»»
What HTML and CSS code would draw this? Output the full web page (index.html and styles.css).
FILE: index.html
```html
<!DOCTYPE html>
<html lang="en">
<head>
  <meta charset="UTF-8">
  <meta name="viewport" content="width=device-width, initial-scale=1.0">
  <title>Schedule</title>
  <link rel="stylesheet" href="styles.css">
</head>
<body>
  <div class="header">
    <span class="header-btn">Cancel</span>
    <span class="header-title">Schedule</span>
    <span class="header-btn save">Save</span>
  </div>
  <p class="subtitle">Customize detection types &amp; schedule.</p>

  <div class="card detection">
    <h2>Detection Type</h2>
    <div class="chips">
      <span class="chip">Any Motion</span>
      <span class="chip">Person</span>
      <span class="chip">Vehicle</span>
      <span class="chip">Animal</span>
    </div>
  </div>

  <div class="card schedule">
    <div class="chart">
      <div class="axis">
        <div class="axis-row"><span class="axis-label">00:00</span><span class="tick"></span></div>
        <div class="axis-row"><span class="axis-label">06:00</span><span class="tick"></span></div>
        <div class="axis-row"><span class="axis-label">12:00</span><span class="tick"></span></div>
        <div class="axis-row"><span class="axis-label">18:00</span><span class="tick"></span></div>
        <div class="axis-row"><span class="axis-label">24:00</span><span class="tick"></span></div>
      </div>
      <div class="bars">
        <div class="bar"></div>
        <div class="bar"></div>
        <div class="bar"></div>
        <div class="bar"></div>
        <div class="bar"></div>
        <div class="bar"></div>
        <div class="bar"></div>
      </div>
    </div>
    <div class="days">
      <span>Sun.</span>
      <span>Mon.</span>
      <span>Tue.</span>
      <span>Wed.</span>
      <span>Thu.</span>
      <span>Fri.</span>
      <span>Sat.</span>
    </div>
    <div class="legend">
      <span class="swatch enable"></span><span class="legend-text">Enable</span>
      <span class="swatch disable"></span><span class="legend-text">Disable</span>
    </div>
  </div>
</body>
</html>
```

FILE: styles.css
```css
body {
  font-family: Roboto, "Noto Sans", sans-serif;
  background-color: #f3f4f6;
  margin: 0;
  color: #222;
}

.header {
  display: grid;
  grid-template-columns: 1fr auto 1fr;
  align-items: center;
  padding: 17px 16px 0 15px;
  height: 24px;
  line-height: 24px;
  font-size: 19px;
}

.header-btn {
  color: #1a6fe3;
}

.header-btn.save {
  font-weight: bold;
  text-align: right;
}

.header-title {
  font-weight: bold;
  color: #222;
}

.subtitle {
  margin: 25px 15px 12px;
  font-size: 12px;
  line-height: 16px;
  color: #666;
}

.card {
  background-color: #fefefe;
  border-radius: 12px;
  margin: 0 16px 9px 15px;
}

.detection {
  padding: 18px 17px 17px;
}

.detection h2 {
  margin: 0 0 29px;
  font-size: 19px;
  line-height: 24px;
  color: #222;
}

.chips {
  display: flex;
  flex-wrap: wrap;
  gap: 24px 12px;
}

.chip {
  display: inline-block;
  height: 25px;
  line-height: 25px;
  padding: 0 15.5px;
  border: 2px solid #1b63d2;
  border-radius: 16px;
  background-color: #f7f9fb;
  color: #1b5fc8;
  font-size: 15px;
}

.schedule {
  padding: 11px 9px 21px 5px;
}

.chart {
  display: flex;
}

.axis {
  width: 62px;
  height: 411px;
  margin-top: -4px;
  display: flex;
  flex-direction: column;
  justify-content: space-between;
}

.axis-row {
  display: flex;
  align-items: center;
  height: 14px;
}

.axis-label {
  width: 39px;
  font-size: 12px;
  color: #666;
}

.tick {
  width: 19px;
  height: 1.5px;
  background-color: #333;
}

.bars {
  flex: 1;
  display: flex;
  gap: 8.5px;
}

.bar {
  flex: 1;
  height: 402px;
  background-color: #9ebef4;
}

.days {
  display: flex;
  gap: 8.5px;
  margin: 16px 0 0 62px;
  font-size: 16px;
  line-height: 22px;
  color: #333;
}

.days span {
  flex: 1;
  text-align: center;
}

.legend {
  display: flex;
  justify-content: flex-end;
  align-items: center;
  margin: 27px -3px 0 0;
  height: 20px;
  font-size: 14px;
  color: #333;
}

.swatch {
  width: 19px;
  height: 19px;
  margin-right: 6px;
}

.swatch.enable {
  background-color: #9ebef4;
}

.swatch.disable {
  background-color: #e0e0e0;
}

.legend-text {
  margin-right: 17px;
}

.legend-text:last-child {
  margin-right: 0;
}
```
««
»»
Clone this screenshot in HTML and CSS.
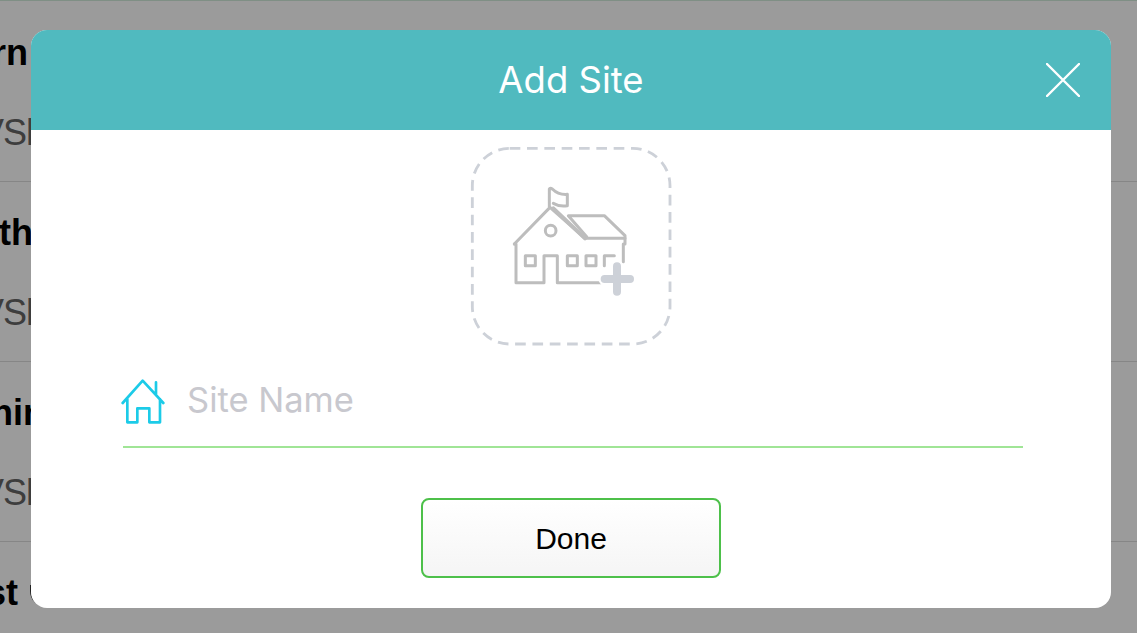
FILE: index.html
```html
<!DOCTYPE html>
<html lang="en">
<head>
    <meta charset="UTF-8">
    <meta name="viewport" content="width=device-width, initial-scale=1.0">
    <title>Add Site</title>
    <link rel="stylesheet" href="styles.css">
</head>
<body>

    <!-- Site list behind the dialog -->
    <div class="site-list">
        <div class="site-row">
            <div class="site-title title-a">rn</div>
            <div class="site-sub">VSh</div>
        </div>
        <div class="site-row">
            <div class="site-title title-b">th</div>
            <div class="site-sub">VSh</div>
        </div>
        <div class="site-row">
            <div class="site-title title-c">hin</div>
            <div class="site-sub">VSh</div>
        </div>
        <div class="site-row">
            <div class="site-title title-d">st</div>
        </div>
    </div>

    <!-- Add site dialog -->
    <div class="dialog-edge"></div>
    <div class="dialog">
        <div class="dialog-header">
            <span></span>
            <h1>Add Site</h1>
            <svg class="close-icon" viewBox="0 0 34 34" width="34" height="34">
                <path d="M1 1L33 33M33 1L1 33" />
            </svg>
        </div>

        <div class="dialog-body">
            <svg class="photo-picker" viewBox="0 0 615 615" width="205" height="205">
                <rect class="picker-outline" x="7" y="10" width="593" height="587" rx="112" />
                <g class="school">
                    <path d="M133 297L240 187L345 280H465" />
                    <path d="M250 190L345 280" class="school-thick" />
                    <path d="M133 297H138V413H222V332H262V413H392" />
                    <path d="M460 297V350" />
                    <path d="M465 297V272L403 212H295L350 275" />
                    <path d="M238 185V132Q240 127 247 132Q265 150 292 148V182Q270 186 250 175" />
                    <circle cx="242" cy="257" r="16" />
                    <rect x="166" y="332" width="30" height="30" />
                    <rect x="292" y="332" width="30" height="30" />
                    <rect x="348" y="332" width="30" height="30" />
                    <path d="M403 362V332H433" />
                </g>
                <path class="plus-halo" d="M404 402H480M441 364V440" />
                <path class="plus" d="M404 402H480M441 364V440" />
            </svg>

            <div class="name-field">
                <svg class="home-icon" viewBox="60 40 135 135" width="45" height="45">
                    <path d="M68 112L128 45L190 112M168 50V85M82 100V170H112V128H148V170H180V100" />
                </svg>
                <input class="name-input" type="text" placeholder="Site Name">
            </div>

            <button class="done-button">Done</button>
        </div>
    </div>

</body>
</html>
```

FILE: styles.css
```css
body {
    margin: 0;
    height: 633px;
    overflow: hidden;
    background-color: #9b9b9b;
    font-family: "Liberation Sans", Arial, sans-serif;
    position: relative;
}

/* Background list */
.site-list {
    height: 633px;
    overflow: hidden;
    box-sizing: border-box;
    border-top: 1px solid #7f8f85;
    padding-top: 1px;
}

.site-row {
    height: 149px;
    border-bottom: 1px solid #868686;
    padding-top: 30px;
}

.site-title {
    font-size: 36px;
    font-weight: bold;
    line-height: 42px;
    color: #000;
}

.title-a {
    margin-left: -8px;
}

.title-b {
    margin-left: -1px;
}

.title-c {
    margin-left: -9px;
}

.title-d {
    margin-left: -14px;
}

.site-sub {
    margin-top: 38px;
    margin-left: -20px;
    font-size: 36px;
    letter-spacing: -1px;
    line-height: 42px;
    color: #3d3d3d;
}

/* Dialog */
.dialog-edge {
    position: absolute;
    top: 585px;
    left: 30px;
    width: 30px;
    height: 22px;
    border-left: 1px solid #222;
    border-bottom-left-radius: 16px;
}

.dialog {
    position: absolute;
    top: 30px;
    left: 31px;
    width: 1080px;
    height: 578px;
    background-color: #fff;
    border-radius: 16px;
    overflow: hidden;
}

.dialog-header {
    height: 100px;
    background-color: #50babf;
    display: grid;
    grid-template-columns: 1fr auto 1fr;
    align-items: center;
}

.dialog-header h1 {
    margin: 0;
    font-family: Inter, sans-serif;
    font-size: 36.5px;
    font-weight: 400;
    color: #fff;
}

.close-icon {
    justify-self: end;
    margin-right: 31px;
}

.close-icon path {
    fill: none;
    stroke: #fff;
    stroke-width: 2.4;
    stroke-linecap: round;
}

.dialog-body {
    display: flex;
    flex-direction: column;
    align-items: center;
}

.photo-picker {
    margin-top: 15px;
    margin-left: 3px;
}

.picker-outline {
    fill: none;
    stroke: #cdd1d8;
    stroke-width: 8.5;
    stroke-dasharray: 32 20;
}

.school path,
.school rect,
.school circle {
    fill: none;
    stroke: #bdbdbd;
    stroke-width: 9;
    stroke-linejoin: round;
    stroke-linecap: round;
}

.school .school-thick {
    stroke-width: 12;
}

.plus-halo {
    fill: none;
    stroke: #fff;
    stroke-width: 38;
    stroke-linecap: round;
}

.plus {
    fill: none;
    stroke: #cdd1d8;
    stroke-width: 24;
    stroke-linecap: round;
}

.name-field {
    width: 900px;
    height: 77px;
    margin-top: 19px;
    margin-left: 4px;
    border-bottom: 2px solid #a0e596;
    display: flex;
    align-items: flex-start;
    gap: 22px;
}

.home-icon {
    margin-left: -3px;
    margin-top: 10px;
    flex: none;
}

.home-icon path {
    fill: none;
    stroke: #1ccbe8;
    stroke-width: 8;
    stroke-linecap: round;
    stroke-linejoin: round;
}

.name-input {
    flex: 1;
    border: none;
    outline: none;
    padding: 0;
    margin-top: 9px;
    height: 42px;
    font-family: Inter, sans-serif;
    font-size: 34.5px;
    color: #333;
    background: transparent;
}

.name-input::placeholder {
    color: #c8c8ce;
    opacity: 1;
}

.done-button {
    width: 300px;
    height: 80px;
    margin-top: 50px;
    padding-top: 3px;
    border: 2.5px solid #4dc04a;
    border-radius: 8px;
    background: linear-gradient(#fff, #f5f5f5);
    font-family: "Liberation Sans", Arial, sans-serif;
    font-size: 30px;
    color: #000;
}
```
««
»»
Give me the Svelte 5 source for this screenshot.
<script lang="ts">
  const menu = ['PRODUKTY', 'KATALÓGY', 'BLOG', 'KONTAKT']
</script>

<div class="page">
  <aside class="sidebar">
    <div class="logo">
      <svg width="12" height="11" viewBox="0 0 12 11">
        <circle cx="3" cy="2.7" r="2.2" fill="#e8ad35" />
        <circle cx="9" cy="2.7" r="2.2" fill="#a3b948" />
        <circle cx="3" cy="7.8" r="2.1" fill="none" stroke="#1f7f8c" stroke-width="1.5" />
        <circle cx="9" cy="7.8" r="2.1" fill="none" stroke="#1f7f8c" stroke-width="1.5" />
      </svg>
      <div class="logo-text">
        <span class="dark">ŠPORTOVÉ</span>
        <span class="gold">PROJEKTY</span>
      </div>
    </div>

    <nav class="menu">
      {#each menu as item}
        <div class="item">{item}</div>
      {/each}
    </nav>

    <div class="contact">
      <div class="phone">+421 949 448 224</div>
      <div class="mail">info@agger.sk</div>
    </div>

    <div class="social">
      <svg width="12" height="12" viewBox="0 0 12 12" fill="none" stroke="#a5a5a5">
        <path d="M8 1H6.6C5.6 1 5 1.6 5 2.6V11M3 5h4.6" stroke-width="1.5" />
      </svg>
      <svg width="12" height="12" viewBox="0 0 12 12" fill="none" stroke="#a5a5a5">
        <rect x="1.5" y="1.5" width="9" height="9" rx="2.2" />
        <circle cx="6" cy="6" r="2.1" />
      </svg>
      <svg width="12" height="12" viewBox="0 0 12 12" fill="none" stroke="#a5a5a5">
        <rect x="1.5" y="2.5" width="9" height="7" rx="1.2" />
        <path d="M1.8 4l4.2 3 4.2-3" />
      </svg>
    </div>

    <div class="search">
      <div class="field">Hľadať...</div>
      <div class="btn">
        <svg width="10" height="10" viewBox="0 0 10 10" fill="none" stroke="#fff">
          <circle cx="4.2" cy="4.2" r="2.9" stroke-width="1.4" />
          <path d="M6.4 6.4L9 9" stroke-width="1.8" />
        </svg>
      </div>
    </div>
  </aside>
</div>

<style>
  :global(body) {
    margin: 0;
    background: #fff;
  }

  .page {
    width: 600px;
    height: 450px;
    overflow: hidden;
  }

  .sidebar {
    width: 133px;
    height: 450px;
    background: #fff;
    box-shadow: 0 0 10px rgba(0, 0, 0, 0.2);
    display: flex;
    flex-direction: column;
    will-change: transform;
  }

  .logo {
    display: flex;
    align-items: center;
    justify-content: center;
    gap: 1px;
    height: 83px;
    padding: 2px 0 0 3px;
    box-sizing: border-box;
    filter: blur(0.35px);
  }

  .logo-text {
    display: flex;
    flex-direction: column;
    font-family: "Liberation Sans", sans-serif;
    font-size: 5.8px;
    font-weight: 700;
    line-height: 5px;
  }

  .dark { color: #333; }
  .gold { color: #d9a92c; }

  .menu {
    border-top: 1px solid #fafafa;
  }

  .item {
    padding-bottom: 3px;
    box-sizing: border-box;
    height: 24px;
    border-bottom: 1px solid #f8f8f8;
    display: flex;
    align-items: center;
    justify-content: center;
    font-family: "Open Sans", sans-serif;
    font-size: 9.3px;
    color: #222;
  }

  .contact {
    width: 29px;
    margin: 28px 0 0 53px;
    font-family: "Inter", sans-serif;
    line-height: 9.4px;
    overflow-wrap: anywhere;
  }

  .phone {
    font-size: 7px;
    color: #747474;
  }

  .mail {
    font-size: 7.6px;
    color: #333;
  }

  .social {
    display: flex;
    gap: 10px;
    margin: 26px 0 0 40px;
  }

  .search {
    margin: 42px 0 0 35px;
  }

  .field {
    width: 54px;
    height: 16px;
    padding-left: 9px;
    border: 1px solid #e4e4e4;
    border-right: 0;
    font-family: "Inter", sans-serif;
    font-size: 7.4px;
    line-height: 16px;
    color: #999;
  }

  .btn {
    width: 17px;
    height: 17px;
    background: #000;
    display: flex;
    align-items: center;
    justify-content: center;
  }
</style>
««
- **Stated problem**:
Show all lines from the data above in which the word "this" appears.

- **Written answer**:
What HTML and CSS code would draw this? Output the full web page (index.html and styles.css).
Clone this screenshot in HTML and CSS.
Give me the Svelte 5 source for this screenshot.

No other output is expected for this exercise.